Other features of the Quamachine include 256 kilobytes of no-wait-state ROM that holds the entire Synthesis kernel, monitor, and runtime libraries; 2 12 megabytes of no-waitstate main memory; a 2Kx2Kx8-bit framebuffer with graphics co-processor; and audio I/O devices: stereo 16-bit analog output, stereo 16-bit analog input, and a compact disc (CD) player digital interface.

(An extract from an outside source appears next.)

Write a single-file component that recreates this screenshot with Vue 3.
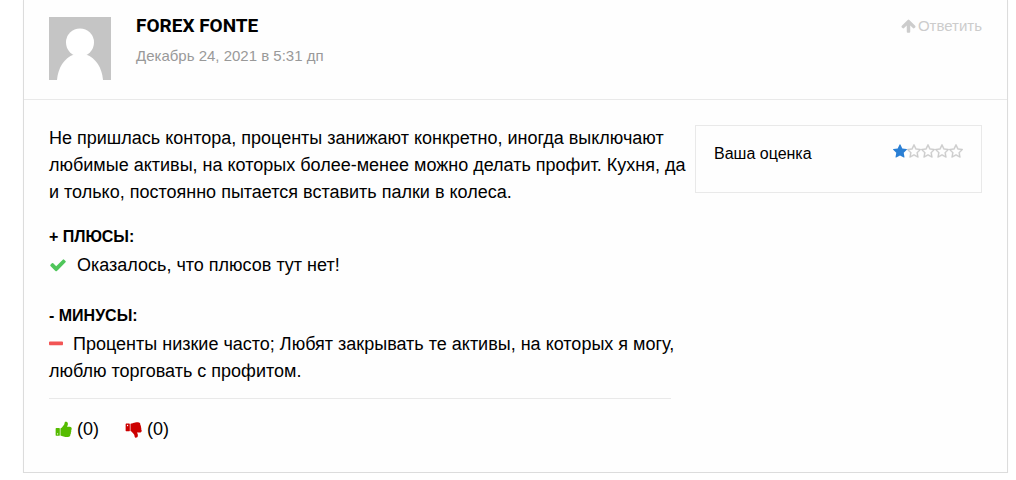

The Sony NEWS 1860 is a workstation with two 68030 processors. It is a commercially available machine, making Synthesis potentially accessible to other interested researchers. It has two processors, which, while not a large number, nevertheless demonstrates Synthesis multiprocessor support. While its architecture is not symmetric - one processor is the main processor and the other is the I/O processor - Synthesis treats it as if it were a symmetric multiprocessor, scheduling tasks on either processor without preference, except those that require something that is accessible from one processor and not the other.
1.3.5 Unix Emulator
A partial Unix emulator runs on top of the Synthesis kernel and emulates certain SUNOS kernel calls [31]. Although the emulator supports only a subset of the Unix system calls -- time constraints have forced an "implement-as-the-need-arises" strategy -- the set supported is sufficiently rich to provide many benefits. It helps with the problem of acquiring application software for a new operating system by allowing the use of SUN-3 binaries. It further demonstrates the generality of Synthesis by setting the lower bound -- emulating a widely used system. And, most important from the research point of view, it allows a direct comparison between Synthesis and Unix. Unix is several times more efficient than native Unix running the same set of programs on comparable hardware.